## [What is required]
Transcribe the material in full. Nothing should differ except that the pictures are left out.

## [Available data]
=-=-=

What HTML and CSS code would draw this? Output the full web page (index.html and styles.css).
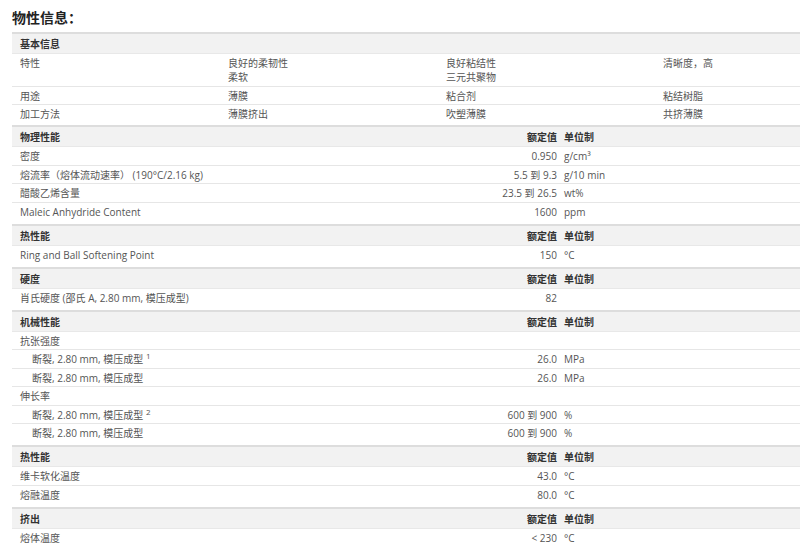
FILE: index.html
```html
<!DOCTYPE html>
<html lang="zh-CN">
<head>
<meta charset="utf-8">
<title>物性信息</title>
<link rel="stylesheet" href="styles.css">
</head>
<body>
<h1 class="title">物性信息：</h1>
<div class="sheet">
  <section class="basic">
    <div class="row head"><div class="cell">基本信息</div></div>
    <div class="row quad">
      <div class="cell">特性</div>
      <div class="cell">良好的柔韧性<br>柔软</div>
      <div class="cell">良好粘结性<br>三元共聚物</div>
      <div class="cell">清晰度，高</div>
    </div>
    <div class="row quad">
      <div class="cell">用途</div>
      <div class="cell">薄膜</div>
      <div class="cell">粘合剂</div>
      <div class="cell">粘结树脂</div>
    </div>
    <div class="row quad last">
      <div class="cell">加工方法</div>
      <div class="cell">薄膜挤出</div>
      <div class="cell">吹塑薄膜</div>
      <div class="cell">共挤薄膜</div>
    </div>
  </section>

  <section class="props">
    <div class="row head"><div class="name">物理性能</div><div class="val">额定值</div><div class="unit">单位制</div></div>
    <div class="row"><div class="name">密度</div><div class="val">0.950</div><div class="unit">g/cm³</div></div>
    <div class="row"><div class="name">熔流率（熔体流动速率） (190°C/2.16 kg)</div><div class="val">5.5 到 9.3</div><div class="unit">g/10 min</div></div>
    <div class="row"><div class="name">醋酸乙烯含量</div><div class="val">23.5 到 26.5</div><div class="unit">wt%</div></div>
    <div class="row last"><div class="name">Maleic Anhydride Content</div><div class="val">1600</div><div class="unit">ppm</div></div>
  </section>

  <section class="props">
    <div class="row head"><div class="name">热性能</div><div class="val">额定值</div><div class="unit">单位制</div></div>
    <div class="row last"><div class="name">Ring and Ball Softening Point</div><div class="val">150</div><div class="unit">°C</div></div>
  </section>

  <section class="props">
    <div class="row head"><div class="name">硬度</div><div class="val">额定值</div><div class="unit">单位制</div></div>
    <div class="row last"><div class="name">肖氏硬度 (邵氏 A, 2.80 mm, 模压成型)</div><div class="val">82</div><div class="unit"></div></div>
  </section>

  <section class="props">
    <div class="row head"><div class="name">机械性能</div><div class="val">额定值</div><div class="unit">单位制</div></div>
    <div class="row"><div class="name">抗张强度</div><div class="val"></div><div class="unit"></div></div>
    <div class="row sub"><div class="name">断裂, 2.80 mm, 模压成型 <sup>1</sup></div><div class="val">26.0</div><div class="unit">MPa</div></div>
    <div class="row sub"><div class="name">断裂, 2.80 mm, 模压成型</div><div class="val">26.0</div><div class="unit">MPa</div></div>
    <div class="row"><div class="name">伸长率</div><div class="val"></div><div class="unit"></div></div>
    <div class="row sub"><div class="name">断裂, 2.80 mm, 模压成型 <sup>2</sup></div><div class="val">600 到 900</div><div class="unit">%</div></div>
    <div class="row sub last"><div class="name">断裂, 2.80 mm, 模压成型</div><div class="val">600 到 900</div><div class="unit">%</div></div>
  </section>

  <section class="props">
    <div class="row head"><div class="name">热性能</div><div class="val">额定值</div><div class="unit">单位制</div></div>
    <div class="row"><div class="name">维卡软化温度</div><div class="val">43.0</div><div class="unit">°C</div></div>
    <div class="row last"><div class="name">熔融温度</div><div class="val">80.0</div><div class="unit">°C</div></div>
  </section>

  <section class="props">
    <div class="row head"><div class="name">挤出</div><div class="val">额定值</div><div class="unit">单位制</div></div>
    <div class="row last"><div class="name">熔体温度</div><div class="val">&lt; 230</div><div class="unit">°C</div></div>
  </section>
</div>
</body>
</html>
```
FILE: styles.css
```css
html, body {
  margin: 0;
  padding: 0;
  background: #ffffff;
}
body {
  padding-left: 12px;
  font-family: "Open Sans", "Noto Sans CJK TC", sans-serif;
  font-size: 10px;
  color: #555555;
  overflow: hidden;
}
.title {
  margin: 0;
  padding-top: 7px;
  height: 25px;
  font-size: 14px;
  line-height: 20px;
  font-weight: bold;
  color: #222222;
  font-family: "Noto Sans CJK TC", sans-serif;
}
.sheet {
  width: 788px;
}
.row {
  display: grid;
  grid-template-columns: 428px 120px 1fr;
  line-height: 14px;
  padding: 2px 0 1.5px;
  border-bottom: 1px solid #e6e6e6;
}
.row.last {
  padding-bottom: 5px;
  border-bottom: none;
}
.basic .row.last {
  padding-bottom: 4px;
}
.row.head {
  background: #f2f2f2;
  border-top: 2px solid #dddddd;
  border-bottom: 1px solid #e8e8e8;
  padding: 3px 0 2px;
  font-weight: bold;
  color: #333333;
}
.basic .row.head {
  grid-template-columns: 1fr;
}
.row.quad {
  grid-template-columns: 208px 218px 217px 1fr;
}
.cell {
  padding-left: 8px;
}
.name {
  padding-left: 8px;
  white-space: nowrap;
}
.sub .name {
  padding-left: 20px;
}
.val {
  text-align: right;
  padding-right: 3px;
  white-space: nowrap;
}
.unit {
  padding-left: 4px;
  white-space: nowrap;
}
sup {
  font-size: 8px;
  line-height: 0;
  vertical-align: 4px;
}
```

=-=-=

## [Task solution]
What HTML and CSS code would draw this? Output the full web page (index.html and styles.css).
FILE: index.html
```html
<!DOCTYPE html>
<html lang="zh-CN">
<head>
<meta charset="utf-8">
<title>物性信息</title>
<link rel="stylesheet" href="styles.css">
</head>
<body>
<h1 class="title">物性信息：</h1>
<div class="sheet">
  <section class="basic">
    <div class="row head"><div class="cell">基本信息</div></div>
    <div class="row quad">
      <div class="cell">特性</div>
      <div class="cell">良好的柔韧性<br>柔软</div>
      <div class="cell">良好粘结性<br>三元共聚物</div>
      <div class="cell">清晰度，高</div>
    </div>
    <div class="row quad">
      <div class="cell">用途</div>
      <div class="cell">薄膜</div>
      <div class="cell">粘合剂</div>
      <div class="cell">粘结树脂</div>
    </div>
    <div class="row quad last">
      <div class="cell">加工方法</div>
      <div class="cell">薄膜挤出</div>
      <div class="cell">吹塑薄膜</div>
      <div class="cell">共挤薄膜</div>
    </div>
  </section>

  <section class="props">
    <div class="row head"><div class="name">物理性能</div><div class="val">额定值</div><div class="unit">单位制</div></div>
    <div class="row"><div class="name">密度</div><div class="val">0.950</div><div class="unit">g/cm³</div></div>
    <div class="row"><div class="name">熔流率（熔体流动速率） (190°C/2.16 kg)</div><div class="val">5.5 到 9.3</div><div class="unit">g/10 min</div></div>
    <div class="row"><div class="name">醋酸乙烯含量</div><div class="val">23.5 到 26.5</div><div class="unit">wt%</div></div>
    <div class="row last"><div class="name">Maleic Anhydride Content</div><div class="val">1600</div><div class="unit">ppm</div></div>
  </section>

  <section class="props">
    <div class="row head"><div class="name">热性能</div><div class="val">额定值</div><div class="unit">单位制</div></div>
    <div class="row last"><div class="name">Ring and Ball Softening Point</div><div class="val">150</div><div class="unit">°C</div></div>
  </section>

  <section class="props">
    <div class="row head"><div class="name">硬度</div><div class="val">额定值</div><div class="unit">单位制</div></div>
    <div class="row last"><div class="name">肖氏硬度 (邵氏 A, 2.80 mm, 模压成型)</div><div class="val">82</div><div class="unit"></div></div>
  </section>

  <section class="props">
    <div class="row head"><div class="name">机械性能</div><div class="val">额定值</div><div class="unit">单位制</div></div>
    <div class="row"><div class="name">抗张强度</div><div class="val"></div><div class="unit"></div></div>
    <div class="row sub"><div class="name">断裂, 2.80 mm, 模压成型 <sup>1</sup></div><div class="val">26.0</div><div class="unit">MPa</div></div>
    <div class="row sub"><div class="name">断裂, 2.80 mm, 模压成型</div><div class="val">26.0</div><div class="unit">MPa</div></div>
    <div class="row"><div class="name">伸长率</div><div class="val"></div><div class="unit"></div></div>
    <div class="row sub"><div class="name">断裂, 2.80 mm, 模压成型 <sup>2</sup></div><div class="val">600 到 900</div><div class="unit">%</div></div>
    <div class="row sub last"><div class="name">断裂, 2.80 mm, 模压成型</div><div class="val">600 到 900</div><div class="unit">%</div></div>
  </section>

  <section class="props">
    <div class="row head"><div class="name">热性能</div><div class="val">额定值</div><div class="unit">单位制</div></div>
    <div class="row"><div class="name">维卡软化温度</div><div class="val">43.0</div><div class="unit">°C</div></div>
    <div class="row last"><div class="name">熔融温度</div><div class="val">80.0</div><div class="unit">°C</div></div>
  </section>

  <section class="props">
    <div class="row head"><div class="name">挤出</div><div class="val">额定值</div><div class="unit">单位制</div></div>
    <div class="row last"><div class="name">熔体温度</div><div class="val">&lt; 230</div><div class="unit">°C</div></div>
  </section>
</div>
</body>
</html>
```
FILE: styles.css
```css
html, body {
  margin: 0;
  padding: 0;
  background: #ffffff;
}
body {
  padding-left: 12px;
  font-family: "Open Sans", "Noto Sans CJK TC", sans-serif;
  font-size: 10px;
  color: #555555;
  overflow: hidden;
}
.title {
  margin: 0;
  padding-top: 7px;
  height: 25px;
  font-size: 14px;
  line-height: 20px;
  font-weight: bold;
  color: #222222;
  font-family: "Noto Sans CJK TC", sans-serif;
}
.sheet {
  width: 788px;
}
.row {
  display: grid;
  grid-template-columns: 428px 120px 1fr;
  line-height: 14px;
  padding: 2px 0 1.5px;
  border-bottom: 1px solid #e6e6e6;
}
.row.last {
  padding-bottom: 5px;
  border-bottom: none;
}
.basic .row.last {
  padding-bottom: 4px;
}
.row.head {
  background: #f2f2f2;
  border-top: 2px solid #dddddd;
  border-bottom: 1px solid #e8e8e8;
  padding: 3px 0 2px;
  font-weight: bold;
  color: #333333;
}
.basic .row.head {
  grid-template-columns: 1fr;
}
.row.quad {
  grid-template-columns: 208px 218px 217px 1fr;
}
.cell {
  padding-left: 8px;
}
.name {
  padding-left: 8px;
  white-space: nowrap;
}
.sub .name {
  padding-left: 20px;
}
.val {
  text-align: right;
  padding-right: 3px;
  white-space: nowrap;
}
.unit {
  padding-left: 4px;
  white-space: nowrap;
}
sup {
  font-size: 8px;
  line-height: 0;
  vertical-align: 4px;
}
```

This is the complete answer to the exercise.